The problem is that sexual harassment training has a checkered record of success. Indeed, at times in the corporate world, mandatory training and a clear policy manual accomplish the opposite of the intended effect. They can serve to shield organizations from liability and suppress reporting by victims.

That’s the argument made in an op-ed in the Washington Post. Professor Lauren B. Edelman, author of Working Law: Courts, Corporations and Symbolic Civil Rights, writes that there is little evidence that sexual harassment training reduces incidences of sexual harassment. She says, “Rather, training programs, along with anti-harassment policies and reporting procedures, do more to shield employers from liability than to protect employees from harassment. And the clearest message they send is to the courts: Nothing to see here, folks.”

She cites two studies that indicate sexual harassment training may actually backfire. The first appeared in the journal Law & Social Inquiry in 2012. The abstract of the study says:

Most people in the United States believe that sexual harassment should be illegal and that enforcement is necessary. In spite of such widespread support for antiharassment regulations, sexual harassment policy training provokes backlash and has been shown to activate traditional gender stereotypes. Using in-depth interviews and participant observations of sexual harassment policy training sessions, this study uncovers the micro-level mechanisms that underlie ambivalence about the enforcement of sexual harassment law.


The second study cited by Edelman comes from 2001, in the Journal of Applied Behavioral Science. Through surveys of employees of a college, they showed that sexual harassment training actually led to the opposite of the intended effects:

This study evaluated a sexual harassment program for staff and faculty employees at a metropolitan university. One hundred men and 97 women who participated in the program and 141 men and 178 women who did not participate responded to a self-report questionnaire through campus mail. Analysis of variance was used to test for effects of program participation and employee gender on five outcome variables. Results indicated that participants showed more knowledge about sexual harassment than did nonparticipants and had a stronger attitude that sexual behavior at work is inappropriate. Men had more favorable attitudes toward sexual behavior at work than did women. Moreover, program participation and employee gender interacted, indicating an adverse reaction to the program among male participants. Male participants were less likely than other groups to perceive coercive sexual harassment, less willing to report sexual harassment, and more likely to blame the victim.

Edelman notes that mandatory diversity training, similar to mandatory sexual harassment training, leads to fewer people of color in management positions. Voluntary training, on the other hand, did not lead to such negative results. She further says that the State of California has mandated sexual harassment training for all employers with over 50 employees, but that didn’t prevent several high-profile sexual harassment cases.

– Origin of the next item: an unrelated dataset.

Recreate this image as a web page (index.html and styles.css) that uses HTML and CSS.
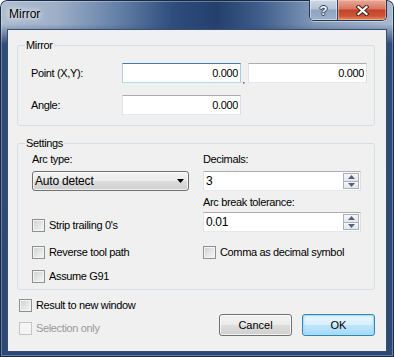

The problem stems from the fact that sexual harassment and the laws surrounding it are vague, reporting procedures are often obscure, and HR departments are stuck between helping the victims and facing potential defamation suits from perpetrators. After all, if no actual crime was committed, how can someone legally be fired?

This all seems to indicate a culture among employers where liability and compliance carry more weight than concern for the victims of sexual harassment. As Edelman points out from her study of workplaces across the country,

[C]ourts tend to dismiss suits against employers who show that they have a policy banning harassment and a complaint procedure in place. Judges frequently discount evidence employees present showing that, despite having such policies, employers condone or fail to correct a culture in which harassment and degradation of women are common. And even where employees have good reasons for avoiding complaint procedures, such as fear of retaliation, courts generally see an employee’s failure to complain as a bar to winning a sexual harassment case.

So long as the culture of compliance and minimizing liability exists, a culture of coverup will remain (see, for example, my series on Baylor University). No amount of mandatory training will reduce the number of victims, but it will satisfy the immediate urge that SOMETHING MUST BE DONE.